Pero si el tiempo nubla, el tiempo también otorga lucidez. Así como, poco a poco, cada uno va superando los muros del lenguaje –el guapo no entiende qué significa “esto es re loco” y el muchacho no comprende el léxico guapesco– en esa extraña convivencia existencial, los dos se irán complementando más de lo que suponían: el guapo lo ayuda al muchacho a plantarse con más decisión en la vida, especialmente en lo que hace a su relación con la hermana de su mejor amigo; y el muchacho lo ayuda al guapo a ubicarse con mayor pertinencia y sensibilidad en el siglo XXI.

Así, Fantasma de Buenos Aires logra encarnarse, sin miedo al error (a pesar de algunos vicios como las escenas que se van comunicando entre pasado y presente a partir de un naipe o un gesto) ni a parecer por momentos muy simple, en una comedia mucho más auténtica, inteligente y sensible que las que suele fabricar nuestro cine. No sólo porque se arriesga al género fantástico en una época en que incluso en la literatura muy pocos se le animan, sino también porque su elección temática podría haber caído fácilmente en una melancolía estéril de todo tiempo pasado fue mejor. Con alma de ópera y espíritu de historieta, Fantasma de Buenos Aires da con una mezcla tan equilibrada como original de nostalgia y sed de renovación, mostrando tanto las caries del progreso (indolencia generalizada, construcciones opulentas y horripilantes) como el mal aliento del pasado (especialmente en lo que hace a prejuicios de todo tipo y color). Son muchas las escenas que muestran, justamente, que la vida no es peor que antes, sobre todo cuando nos reímos del guapo, y no con él, cada vez que se queja de que los travestis se vistan de mujeres y algunas mujeres se vistan como hombres, rematando con un apocalíptico “todo se ha perdido”. Y así como mezcla distintas ambientaciones de Buenos Aires a lo largo del tiempo, esta película trabaja con un muy buen humor a varios niveles; desde la frescura gestual de muchos de sus actores (casi todas caras nuevas, más allá de alguna experiencia en la televisión) hasta el guiño de que, en una película en la que un joven otorga parte de su identidad a un guapo, alguien esté leyendo en el colectivo un libro de Pessoa, el guapo de los heterónimos.

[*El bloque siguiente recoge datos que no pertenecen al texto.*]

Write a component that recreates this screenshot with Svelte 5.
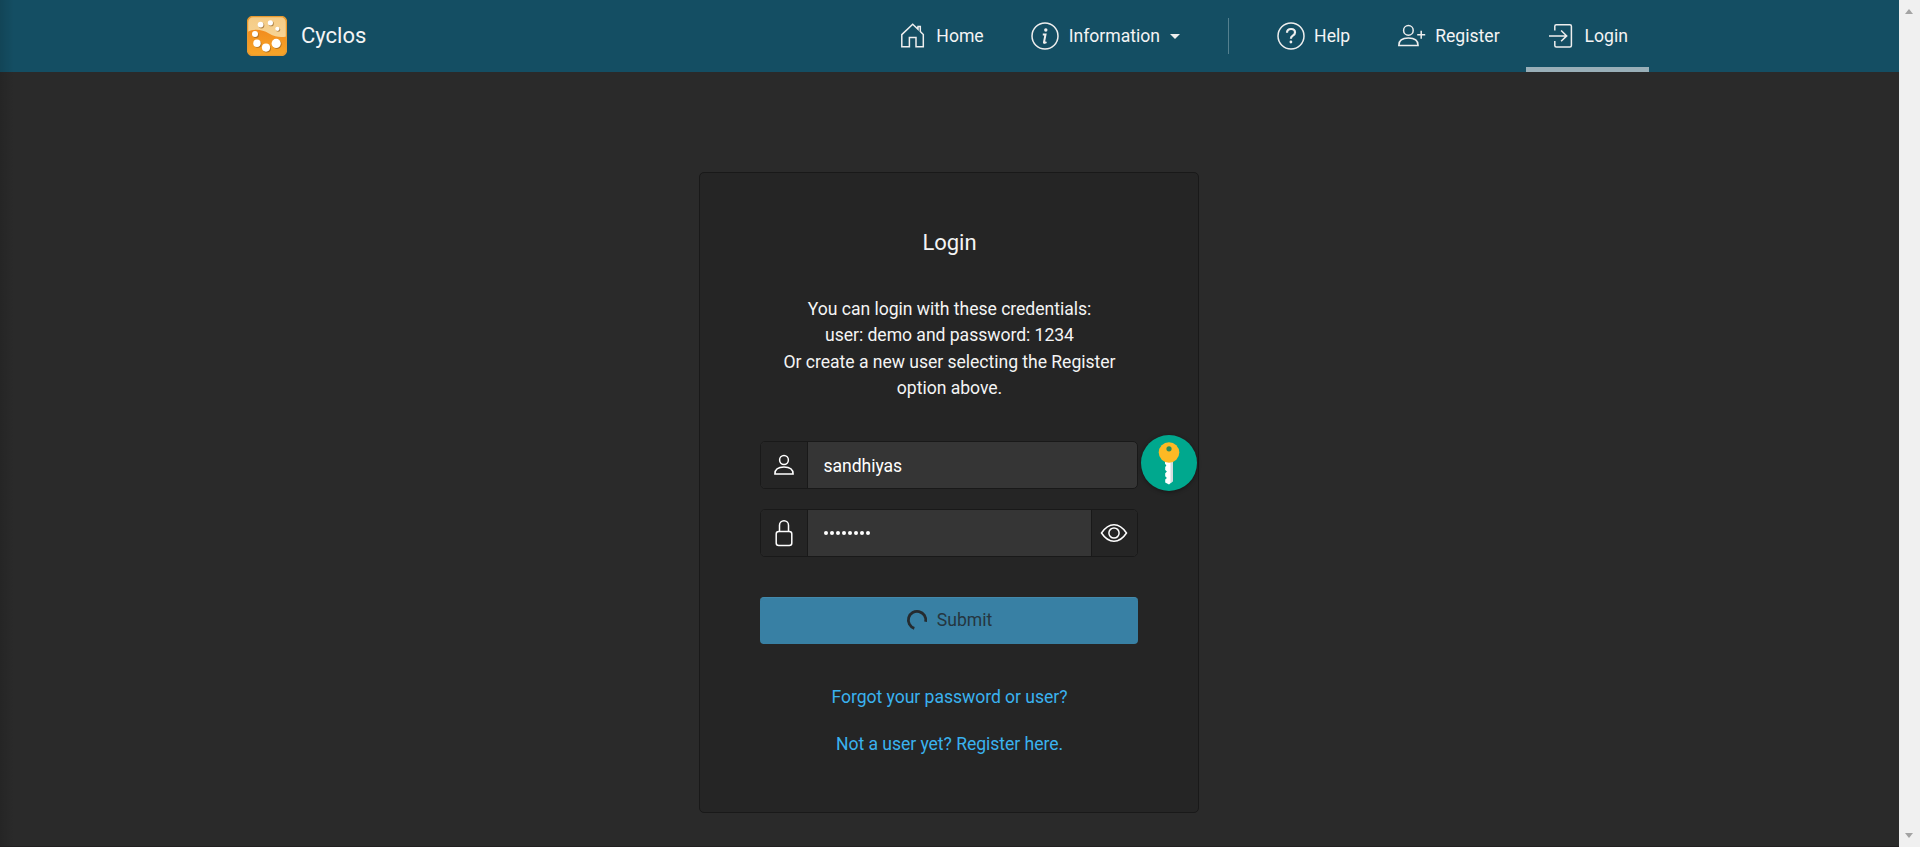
<script>
  const dots = [
    [13.6, 8.6, 2.9], [23.4, 6.8, 2.6], [30.4, 12.8, 2.1], [8, 18, 3],
    [10, 27.2, 3.7], [19, 31.6, 4.1], [29.2, 27.4, 4.6]
  ];
  let user = 'sandhiyas';
</script>

<div class="screen">
  <div class="page">
    <header>
      <div class="brand">
        <svg class="logo" viewBox="0 0 40 40">
          <defs>
            <linearGradient id="top" x1="0" y1="0" x2="0" y2="1"><stop offset="0" stop-color="#f5cb84" /><stop offset="1" stop-color="#f7dba5" /></linearGradient>
            <linearGradient id="low" x1="0" y1="0" x2="0" y2="1"><stop offset="0" stop-color="#f28c1e" /><stop offset="1" stop-color="#f8a629" /></linearGradient>
          </defs>
          <rect x=".5" y=".5" width="39" height="39" rx="5.5" fill="url(#top)" />
          <path d="M.5 16C7 12.500 15 13.500 22 17.500S34 21.500 39.500 20.500V34a5.500 5.500 0 0 1-5.500 5.500H6A5.500 5.500 0 0 1 .5 34Z" fill="url(#low)" />
          <rect x=".5" y=".5" width="39" height="39" rx="5.5" fill="none" stroke="#e89a30" />
          {#each dots as [x, y, r]}
            <circle cx={x + 0.8} cy={y + 0.9} {r} fill="#8a5a20" opacity=".65" />
            <circle cx={x} cy={y} {r} fill="#fff" />
          {/each}
        </svg>
        <span>Cyclos</span>
      </div>
      <nav>
        <a class="item home">
          <svg viewBox="0 0 28 28"><path d="M2.800 12.600 13.700 2.200l5.300 5V4.500h2.300v5l3 3.100v12.200h-7.300v-9.300h-6.600v9.300H2.800Z" /></svg>
          <span>Home</span>
        </a>
        <a class="item info">
          <svg viewBox="0 0 28 28"><circle cx="14" cy="14" r="13" /><circle cx="14.800" cy="8" r="1.700" class="solid" /><path d="M11.800 12.500h2.700l-1.500 7.600q-.3 1.500 2.500.1" stroke-width="2" /></svg>
          <span>Information</span>
          <i class="caret"></i>
        </a>
        <i class="divider"></i>
        <a class="item help">
          <svg viewBox="0 0 28 28"><circle cx="14" cy="14" r="13" /><path d="M10 10.700q0-3.700 4.100-3.700 3.900 0 3.900 3.400 0 1.800-2.200 3.200-1.900 1.200-1.900 3.200" stroke-width="2.200" /><circle cx="13.900" cy="20" r="1.400" class="solid" /></svg>
          <span>Help</span>
        </a>
        <a class="item register">
          <svg viewBox="0 0 28 28"><circle cx="10.400" cy="8.400" r="4.800" /><path d="M.8 23.400c0-5 4-7.300 9.600-7.300s9.700 2.300 9.700 7.300ZM23.200 8.800v8M19.200 12.800h8" /></svg>
          <span>Register</span>
        </a>
        <a class="item login">
          <svg viewBox="0 0 28 28"><path d="M6.800 8.500V4.200q0-1.500 1.500-1.500h13.600q1.500 0 1.500 1.500v19.200q0 1.500-1.500 1.500H8.300q-1.500 0-1.500-1.500v-4.300M1 13.900h17.700M13.100 8.500l5.600 5.400-5.600 5.400" /></svg>
          <span>Login</span>
        </a>
      </nav>
    </header>

    <main>
      <section class="card">
        <h1>Login</h1>
        <p class="intro">You can login with these credentials:<br />user: demo and password: 1234<br />Or create a new user selecting the Register<br />option above.</p>
        <div class="field">
          <span class="addon">
            <svg viewBox="0 0 24 28"><circle cx="12" cy="9" r="4.400" /><path d="M2.900 23c0-5 4-6.900 9.100-6.900s9.100 1.900 9.100 6.900Z" /></svg>
          </span>
          <span class="value name">{user}</span>
          <svg class="key" viewBox="0 0 60 60">
            <circle cx="30" cy="30" r="28" fill="#00a88e" />
            <path d="M26 26h8v22l-4 3.400-3.800-2v-3l1.700-1.500-1.700-1.700v-3l1.700-1.600-1.700-1.700v-3l1.200-1.500-1.400-1.600Z" fill="#fff" />
            <path d="M31.500 26H34v22l-2.500 2.200Z" fill="#d5dbdd" />
            <circle cx="30" cy="19.500" r="10.300" fill="#fdb924" />
            <circle cx="30" cy="15.800" r="2.600" fill="#2b8c59" />
          </svg>
        </div>
        <div class="field">
          <span class="addon">
            <svg viewBox="0 0 24 28"><rect x="4.200" y="12.500" width="15.600" height="14" rx="2.500" /><path d="M7.500 12.500V6.300a4.500 4.500 0 0 1 9 0v6.200" /></svg>
          </span>
          <span class="value secret">{#each Array(8) as _}<i></i>{/each}</span>
          <span class="addon eye">
            <svg viewBox="0 0 28 28"><path d="M1.500 14Q7 5.700 14 5.700T26.500 14Q21 22.300 14 22.300T1.500 14Z" /><circle cx="14" cy="14" r="5.100" /></svg>
          </span>
        </div>
        <button>
          <svg viewBox="0 0 22 22"><path d="M8.300 19.300A8.700 8.700 0 1 1 19.600 12.700" /></svg>
          <span>Submit</span>
        </button>
        <a class="link">Forgot your password or user?</a>
        <a class="link">Not a user yet? Register here.</a>
      </section>
    </main>
  </div>
  <div class="scrollbar"><i class="up"></i><i class="down"></i></div>
</div>

<style>
  :global(body) { margin: 0; background: #2a2a2a; overflow: hidden; }
  .screen { display: flex; width: 1920px; height: 847px; font: 17.6px/26.4px Roboto, sans-serif; color: #f4f4f4; }
  .page { position: relative; box-sizing: border-box; width: 1899px; height: 847px; background: #2a2a2a; border-bottom: 1px solid #211f20; }
  .page::before { content: ""; position: absolute; left: 0; top: 0; width: 14px; height: 100%; background: linear-gradient(90deg, rgba(0,0,0,.12), transparent); }
  header { box-sizing: border-box; height: 72px; padding: 0 250px 0 247px; background: #144e63; display: flex; justify-content: space-between; }
  .brand { display: flex; align-items: center; gap: 14px; font-size: 22px; }
  .logo { width: 40px; height: 40px; }
  nav { display: flex; }
  .item { box-sizing: border-box; display: flex; align-items: center; padding: 0 24px; height: 72px; }
  .item svg { width: 28px; height: 28px; margin-right: 9px; }
  .item.info svg { margin-right: 10px; }
  .item.home { padding-right: 23px; }
  svg { fill: none; stroke: #eee; stroke-width: 1.500; flex: none; }
  .logo, .key { stroke: none; }
  .solid { fill: #eee; stroke: none; }
  .caret { border: 5px solid transparent; border-top-color: #eee; border-bottom: 0; margin-left: 10px; }
  .divider { width: 1px; height: 36px; margin: 18px 24px 0; background: #54808f; }
  .item.register { padding-right: 26px; }
  .item.login { padding: 0 21px 0 22px; border-bottom: 5px solid #99afb8; }
  .login svg, .login span { position: relative; top: 2.500px; }
  main { display: flex; justify-content: center; padding: 100px 1px 0 0; }
  .card { box-sizing: border-box; width: 500px; height: 641px; border: 1px solid #191919; border-radius: 5px; background: #252525; padding: 53px 59px 0 60px; display: flex; flex-direction: column; text-align: center; }
  h1 { margin: 0; font-size: 22px; line-height: 33px; font-weight: 400; }
  .intro { margin: 37px 0 39px; white-space: nowrap; letter-spacing: -.04px; }
  .field { box-sizing: border-box; position: relative; flex: none; display: flex; width: 378px; height: 48px; border: 1px solid #191919; border-radius: 5px; background: #353535; margin-bottom: 20px; }
  .addon { box-sizing: border-box; width: 47px; display: flex; align-items: center; justify-content: center; background: #252525; border-right: 1px solid #191919; border-radius: 4px 0 0 4px; }
  .addon svg { width: 24px; height: 28px; stroke: #fff; }
  .addon.eye { width: 46px; border-right: 0; border-left: 1px solid #191919; border-radius: 0 4px 4px 0; padding-right: 1px; }
  .addon.eye svg { width: 28px; }
  .value { flex: 1; padding-left: 16px; display: flex; align-items: center; color: #fff; }
  .name { padding-top: 3px; padding-left: 15.500px; letter-spacing: -.05px; }
  .secret { gap: 2px; }
  .secret i { width: 4px; height: 4px; border-radius: 50%; background: #fff; }
  .key { position: absolute; left: 378px; top: -9px; width: 60px; height: 60px; filter: drop-shadow(0 1px 2px rgba(0,0,0,.4)); }
  button { flex: none; display: flex; align-items: center; justify-content: center; gap: 9px; width: 378px; height: 47px; margin: 20px 0 40px; padding: 0; border: 0; border-top: 1px solid #4389ab; border-radius: 4px; background: #3880a4; color: #253640; font: inherit; }
  button svg { width: 22px; height: 22px; margin-top: -1px; stroke: #252b2f; stroke-width: 2.800; }
  .link { color: #3ab2ef; margin-bottom: 20.600px; letter-spacing: -.05px; }
  .scrollbar { box-sizing: border-box; width: 21px; height: 847px; background: #f0f0f0; padding: 9px 0 9px 6px; display: flex; flex-direction: column; justify-content: space-between; }
  .up, .down { width: 0; border: 4.500px solid transparent; }
  .up { border-top: 0; border-bottom: 5px solid #a3a3a3; }
  .down { border-bottom: 0; border-top: 5px solid #a3a3a3; }
</style>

Y, a propósito de otros que son uno mismo, Borges, en uno de sus más geniales cuentos que narra el encuentro, en Boston, de un hombre maduro con su versión adolescente, le hace decir al adulto que sentía por ese joven un afecto aun más grande que el que puede sentirse por un hijo. Esa es la atmósfera límite, onírica y sensible que logra crear Fantasma de Buenos Aires, mostrando que cada época tiene sus virtudes y sus defectos, sus avances y sus límites, su fulgor y su caída. Que, acaso, no exista el progreso total porque no está adelante sino en el abrazo ¿imposible? de las generaciones. Que las manos que blanden la faca para dirimir un duelo son también las que acarician y ayudan a recordar un paraíso perdido que, seguramente, no esté en el pasado sino en el mismo devenir del tiempo.